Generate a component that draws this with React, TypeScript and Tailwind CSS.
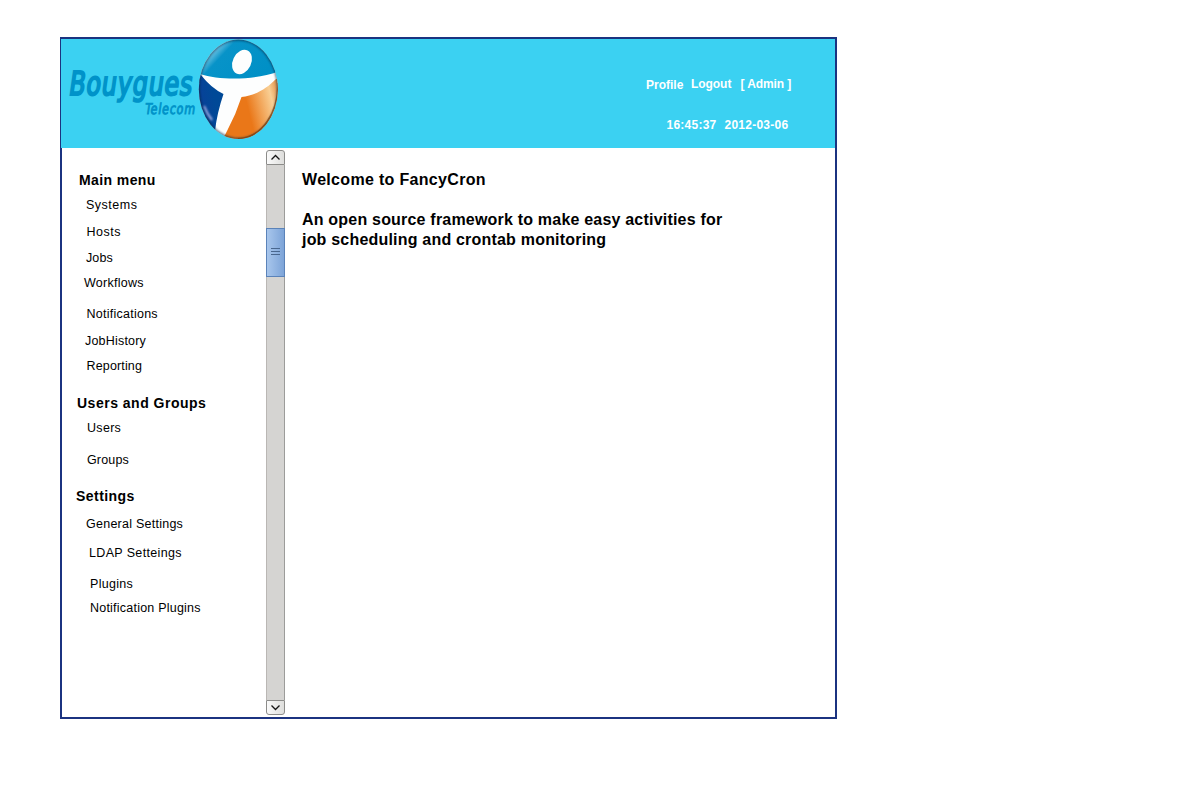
type Entry = { label: string; className: string };

const heading = "text-[14px] font-bold";
const item = "text-[12.5px]";

const menu: Entry[] = [
  { label: "Main menu", className: `${heading} mt-[22px] ml-[17px] tracking-[0.4px]` },
  { label: "Systems", className: `${item} mt-[5px] ml-[24px] tracking-[0.5px]` },
  { label: "Hosts", className: `${item} mt-[7px] ml-[24.5px] tracking-[0.5px]` },
  { label: "Jobs", className: `${item} mt-[6px] ml-[24px] tracking-[0.1px]` },
  { label: "Workflows", className: `${item} mt-[5px] ml-[22px] tracking-[0.25px]` },
  { label: "Notifications", className: `${item} mt-[11px] ml-[24.5px] tracking-[0.25px]` },
  { label: "JobHistory", className: `${item} mt-[7px] ml-[23px] tracking-[0.2px]` },
  { label: "Reporting", className: `${item} mt-[5px] ml-[24.5px] tracking-[0.15px]` },
  { label: "Users and Groups", className: `${heading} mt-[17px] ml-[15px] tracking-[0.5px]` },
  { label: "Users", className: `${item} mt-[5px] ml-[25px] tracking-[0.3px]` },
  { label: "Groups", className: `${item} mt-[12px] ml-[25px] tracking-[0.15px]` },
  { label: "Settings", className: `${heading} mt-[16px] ml-[14px] tracking-[0.45px]` },
  { label: "General Settings", className: `${item} mt-[8px] ml-[24px] tracking-[0.25px]` },
  { label: "LDAP Setteings", className: `${item} mt-[9px] ml-[27px] tracking-[0.35px]` },
  { label: "Plugins", className: `${item} mt-[11px] ml-[28px] tracking-[0.3px]` },
  { label: "Notification Plugins", className: `${item} mt-[4px] ml-[28px] tracking-[0.22px]` },
];

function Logo() {
  return (
    <svg className="block h-[109px] w-[230px]" viewBox="61 39 230 109">
      <defs>
        <clipPath id="oval">
          <ellipse cx="238.3" cy="89.3" rx="39.5" ry="49.7" />
        </clipPath>
        <linearGradient id="sky" x1="0" y1="0" x2="1" y2="0.45">
          <stop offset="0.08" stopColor="#37a9d4" />
          <stop offset="0.22" stopColor="#a5def2" />
          <stop offset="0.42" stopColor="#0793c8" />
          <stop offset="1" stopColor="#0090c6" />
        </linearGradient>
        <linearGradient id="navy" x1="0" y1="0.6" x2="0.65" y2="0.3">
          <stop offset="0" stopColor="#062c70" />
          <stop offset="0.5" stopColor="#064398" />
          <stop offset="1" stopColor="#004997" />
        </linearGradient>
        <linearGradient id="amber" x1="0" y1="0.6" x2="1" y2="0.35">
          <stop offset="0.45" stopColor="#ea7718" />
          <stop offset="0.83" stopColor="#f9cf94" />
          <stop offset="1" stopColor="#dc8135" />
        </linearGradient>
        <filter id="soft" x="-20%" y="-20%" width="140%" height="140%">
          <feGaussianBlur stdDeviation="1.2" />
        </filter>
      </defs>
      <g fill="#0093c9" stroke="#0093c9" fontFamily="'DejaVu Sans Condensed', 'DejaVu Sans', sans-serif">
        <text transform="translate(68 95) skewX(-8) scale(0.8 1)" fontSize="33" strokeWidth="2" textLength="154" lengthAdjust="spacing">Bouygues</text>
        <text transform="translate(144.5 113.7) skewX(-8) scale(0.82 1)" fontSize="15" strokeWidth="0.9" textLength="61" lengthAdjust="spacing">Telecom</text>
      </g>
      <g clipPath="url(#oval)">
        <rect x="198" y="39" width="81" height="101" fill="#fdfefe" />
        <path d="M198 38H280V71C258 80 221 81 200 74L196 75Z" fill="url(#sky)" />
        <path d="M196 72L201 75Q211 88 223.5 94Q217 113 215 131L208 138L194 120Z" fill="url(#navy)" />
        <path d="M241.5 97C257 95 267 88 276 79L284 79V145H220Q224 137 228 129Q236 114 241.5 97Z" fill="url(#amber)" />
        <path d="M204 106Q207 114 212 120" fill="none" stroke="#d9d5fb" strokeOpacity="0.8" strokeWidth="2" filter="url(#soft)" />
        <ellipse cx="238.3" cy="89.3" rx="40" ry="50" fill="none" stroke="#102a43" strokeOpacity="0.7" strokeWidth="2.6" filter="url(#soft)" />
        <path d="M199 83C198 68 205 46 227 41" fill="none" stroke="#06567d" strokeWidth="1.2" />
        <path d="M278 83C279 111 263 138 238 139" fill="none" stroke="#7f420d" strokeOpacity="0.7" strokeWidth="2" />
      </g>
      <ellipse cx="242" cy="62" rx="9.2" ry="12.7" transform="rotate(26 242 62)" fill="#fdfefe" />
    </svg>
  );
}

function Scrollbar() {
  return (
    <div className="mt-[2px] flex h-[565px] w-[19px] flex-col">
      <div className="flex h-[15px] shrink-0 items-center justify-center rounded-t-[3px] border border-[#8c8c8a] bg-gradient-to-r from-[#fafafa] to-[#dededc]">
        <svg className="h-[7px] w-[11px]" viewBox="0 0 11 7" fill="none" stroke="#151515" strokeWidth="1.3">
          <path d="M1.5 5.5L5.5 1.5L9.5 5.5" />
        </svg>
      </div>
      <div className="flex flex-1 flex-col border-r border-l border-r-[#9c9c9a] border-l-[#bab7b4] bg-[#d5d4d2]">
        <div className="-mx-px mt-[63px] flex h-[49px] flex-col items-center justify-center gap-[2px] border border-[#5b83b9] bg-gradient-to-r from-[#a8c6ec] to-[#7da4d8] pb-[2px]">
          <div className="h-px w-[9px] bg-[#49678f]" />
          <div className="h-px w-[9px] bg-[#49678f]" />
          <div className="h-px w-[9px] bg-[#49678f]" />
        </div>
      </div>
      <div className="flex h-[15px] shrink-0 items-center justify-center rounded-b-[3px] border border-[#8c8c8a] bg-gradient-to-r from-[#fafafa] to-[#dededc]">
        <svg className="h-[7px] w-[11px]" viewBox="0 0 11 7" fill="none" stroke="#151515" strokeWidth="1.3">
          <path d="M1.5 1.5L5.5 5.5L9.5 1.5" />
        </svg>
      </div>
    </div>
  );
}

export default function App() {
  return (
    <div className="h-[800px] w-[1200px] overflow-hidden bg-white pt-[37px] pl-[60px] font-['Liberation_Sans',Arial,sans-serif] text-black">
      <div className="flex h-[682px] w-[777px] flex-col border-2 border-[#1b3380]">
        <header className="-ml-px flex h-[109px] shrink-0 justify-between bg-[#3bd1f2]">
          <Logo />
          <div className="flex w-[189px] flex-col text-[12px] font-bold whitespace-nowrap text-white">
            <nav className="mt-[35px] flex h-[20px] leading-[20px]">
              <span className="mt-px w-[45px]">Profile</span>
              <span className="w-[49.5px] tracking-[-0.05px]">Logout</span>
              <span className="tracking-[-0.1px]">[ Admin ]</span>
            </nav>
            <div className="mt-[21px] ml-[20.5px] flex h-[20px] leading-[20px]">
              <span className="w-[58px] tracking-[0.25px]">16:45:37</span>
              <span className="tracking-[0.25px]">2012-03-06</span>
            </div>
          </div>
        </header>
        <div className="flex min-h-0 flex-1">
          <nav className="flex w-[204px] shrink-0 flex-col">
            {menu.map((entry) => (
              <a key={entry.label} className={`h-[20px] leading-[20px] whitespace-nowrap ${entry.className}`}>
                {entry.label}
              </a>
            ))}
          </nav>
          <Scrollbar />
          <main className="pt-[22px] pl-[17px] text-[16px] leading-[20px] font-bold whitespace-nowrap">
            <h1 className="tracking-[0.32px]">Welcome to FancyCron</h1>
            <p className="mt-[20px] tracking-[0.2px]">
              An open source framework to make easy activities for
              <br />
              job scheduling and crontab monitoring
            </p>
          </main>
        </div>
      </div>
    </div>
  );
}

-=-=-

REQUIRED WORK: Skip the images and write out the rest of the listing exactly.

RESPONSE BELOW:
Generate a component that draws this with React, TypeScript and Tailwind CSS.
type Entry = { label: string; className: string };

const heading = "text-[14px] font-bold";
const item = "text-[12.5px]";

const menu: Entry[] = [
  { label: "Main menu", className: `${heading} mt-[22px] ml-[17px] tracking-[0.4px]` },
  { label: "Systems", className: `${item} mt-[5px] ml-[24px] tracking-[0.5px]` },
  { label: "Hosts", className: `${item} mt-[7px] ml-[24.5px] tracking-[0.5px]` },
  { label: "Jobs", className: `${item} mt-[6px] ml-[24px] tracking-[0.1px]` },
  { label: "Workflows", className: `${item} mt-[5px] ml-[22px] tracking-[0.25px]` },
  { label: "Notifications", className: `${item} mt-[11px] ml-[24.5px] tracking-[0.25px]` },
  { label: "JobHistory", className: `${item} mt-[7px] ml-[23px] tracking-[0.2px]` },
  { label: "Reporting", className: `${item} mt-[5px] ml-[24.5px] tracking-[0.15px]` },
  { label: "Users and Groups", className: `${heading} mt-[17px] ml-[15px] tracking-[0.5px]` },
  { label: "Users", className: `${item} mt-[5px] ml-[25px] tracking-[0.3px]` },
  { label: "Groups", className: `${item} mt-[12px] ml-[25px] tracking-[0.15px]` },
  { label: "Settings", className: `${heading} mt-[16px] ml-[14px] tracking-[0.45px]` },
  { label: "General Settings", className: `${item} mt-[8px] ml-[24px] tracking-[0.25px]` },
  { label: "LDAP Setteings", className: `${item} mt-[9px] ml-[27px] tracking-[0.35px]` },
  { label: "Plugins", className: `${item} mt-[11px] ml-[28px] tracking-[0.3px]` },
  { label: "Notification Plugins", className: `${item} mt-[4px] ml-[28px] tracking-[0.22px]` },
];

function Logo() {
  return (
    <svg className="block h-[109px] w-[230px]" viewBox="61 39 230 109">
      <defs>
        <clipPath id="oval">
          <ellipse cx="238.3" cy="89.3" rx="39.5" ry="49.7" />
        </clipPath>
        <linearGradient id="sky" x1="0" y1="0" x2="1" y2="0.45">
          <stop offset="0.08" stopColor="#37a9d4" />
          <stop offset="0.22" stopColor="#a5def2" />
          <stop offset="0.42" stopColor="#0793c8" />
          <stop offset="1" stopColor="#0090c6" />
        </linearGradient>
        <linearGradient id="navy" x1="0" y1="0.6" x2="0.65" y2="0.3">
          <stop offset="0" stopColor="#062c70" />
          <stop offset="0.5" stopColor="#064398" />
          <stop offset="1" stopColor="#004997" />
        </linearGradient>
        <linearGradient id="amber" x1="0" y1="0.6" x2="1" y2="0.35">
          <stop offset="0.45" stopColor="#ea7718" />
          <stop offset="0.83" stopColor="#f9cf94" />
          <stop offset="1" stopColor="#dc8135" />
        </linearGradient>
        <filter id="soft" x="-20%" y="-20%" width="140%" height="140%">
          <feGaussianBlur stdDeviation="1.2" />
        </filter>
      </defs>
      <g fill="#0093c9" stroke="#0093c9" fontFamily="'DejaVu Sans Condensed', 'DejaVu Sans', sans-serif">
        <text transform="translate(68 95) skewX(-8) scale(0.8 1)" fontSize="33" strokeWidth="2" textLength="154" lengthAdjust="spacing">Bouygues</text>
        <text transform="translate(144.5 113.7) skewX(-8) scale(0.82 1)" fontSize="15" strokeWidth="0.9" textLength="61" lengthAdjust="spacing">Telecom</text>
      </g>
      <g clipPath="url(#oval)">
        <rect x="198" y="39" width="81" height="101" fill="#fdfefe" />
        <path d="M198 38H280V71C258 80 221 81 200 74L196 75Z" fill="url(#sky)" />
        <path d="M196 72L201 75Q211 88 223.5 94Q217 113 215 131L208 138L194 120Z" fill="url(#navy)" />
        <path d="M241.5 97C257 95 267 88 276 79L284 79V145H220Q224 137 228 129Q236 114 241.5 97Z" fill="url(#amber)" />
        <path d="M204 106Q207 114 212 120" fill="none" stroke="#d9d5fb" strokeOpacity="0.8" strokeWidth="2" filter="url(#soft)" />
        <ellipse cx="238.3" cy="89.3" rx="40" ry="50" fill="none" stroke="#102a43" strokeOpacity="0.7" strokeWidth="2.6" filter="url(#soft)" />
        <path d="M199 83C198 68 205 46 227 41" fill="none" stroke="#06567d" strokeWidth="1.2" />
        <path d="M278 83C279 111 263 138 238 139" fill="none" stroke="#7f420d" strokeOpacity="0.7" strokeWidth="2" />
      </g>
      <ellipse cx="242" cy="62" rx="9.2" ry="12.7" transform="rotate(26 242 62)" fill="#fdfefe" />
    </svg>
  );
}

function Scrollbar() {
  return (
    <div className="mt-[2px] flex h-[565px] w-[19px] flex-col">
      <div className="flex h-[15px] shrink-0 items-center justify-center rounded-t-[3px] border border-[#8c8c8a] bg-gradient-to-r from-[#fafafa] to-[#dededc]">
        <svg className="h-[7px] w-[11px]" viewBox="0 0 11 7" fill="none" stroke="#151515" strokeWidth="1.3">
          <path d="M1.5 5.5L5.5 1.5L9.5 5.5" />
        </svg>
      </div>
      <div className="flex flex-1 flex-col border-r border-l border-r-[#9c9c9a] border-l-[#bab7b4] bg-[#d5d4d2]">
        <div className="-mx-px mt-[63px] flex h-[49px] flex-col items-center justify-center gap-[2px] border border-[#5b83b9] bg-gradient-to-r from-[#a8c6ec] to-[#7da4d8] pb-[2px]">
          <div className="h-px w-[9px] bg-[#49678f]" />
          <div className="h-px w-[9px] bg-[#49678f]" />
          <div className="h-px w-[9px] bg-[#49678f]" />
        </div>
      </div>
      <div className="flex h-[15px] shrink-0 items-center justify-center rounded-b-[3px] border border-[#8c8c8a] bg-gradient-to-r from-[#fafafa] to-[#dededc]">
        <svg className="h-[7px] w-[11px]" viewBox="0 0 11 7" fill="none" stroke="#151515" strokeWidth="1.3">
          <path d="M1.5 1.5L5.5 5.5L9.5 1.5" />
        </svg>
      </div>
    </div>
  );
}

export default function App() {
  return (
    <div className="h-[800px] w-[1200px] overflow-hidden bg-white pt-[37px] pl-[60px] font-['Liberation_Sans',Arial,sans-serif] text-black">
      <div className="flex h-[682px] w-[777px] flex-col border-2 border-[#1b3380]">
        <header className="-ml-px flex h-[109px] shrink-0 justify-between bg-[#3bd1f2]">
          <Logo />
          <div className="flex w-[189px] flex-col text-[12px] font-bold whitespace-nowrap text-white">
            <nav className="mt-[35px] flex h-[20px] leading-[20px]">
              <span className="mt-px w-[45px]">Profile</span>
              <span className="w-[49.5px] tracking-[-0.05px]">Logout</span>
              <span className="tracking-[-0.1px]">[ Admin ]</span>
            </nav>
            <div className="mt-[21px] ml-[20.5px] flex h-[20px] leading-[20px]">
              <span className="w-[58px] tracking-[0.25px]">16:45:37</span>
              <span className="tracking-[0.25px]">2012-03-06</span>
            </div>
          </div>
        </header>
        <div className="flex min-h-0 flex-1">
          <nav className="flex w-[204px] shrink-0 flex-col">
            {menu.map((entry) => (
              <a key={entry.label} className={`h-[20px] leading-[20px] whitespace-nowrap ${entry.className}`}>
                {entry.label}
              </a>
            ))}
          </nav>
          <Scrollbar />
          <main className="pt-[22px] pl-[17px] text-[16px] leading-[20px] font-bold whitespace-nowrap">
            <h1 className="tracking-[0.32px]">Welcome to FancyCron</h1>
            <p className="mt-[20px] tracking-[0.2px]">
              An open source framework to make easy activities for
              <br />
              job scheduling and crontab monitoring
            </p>
          </main>
        </div>
      </div>
    </div>
  );
}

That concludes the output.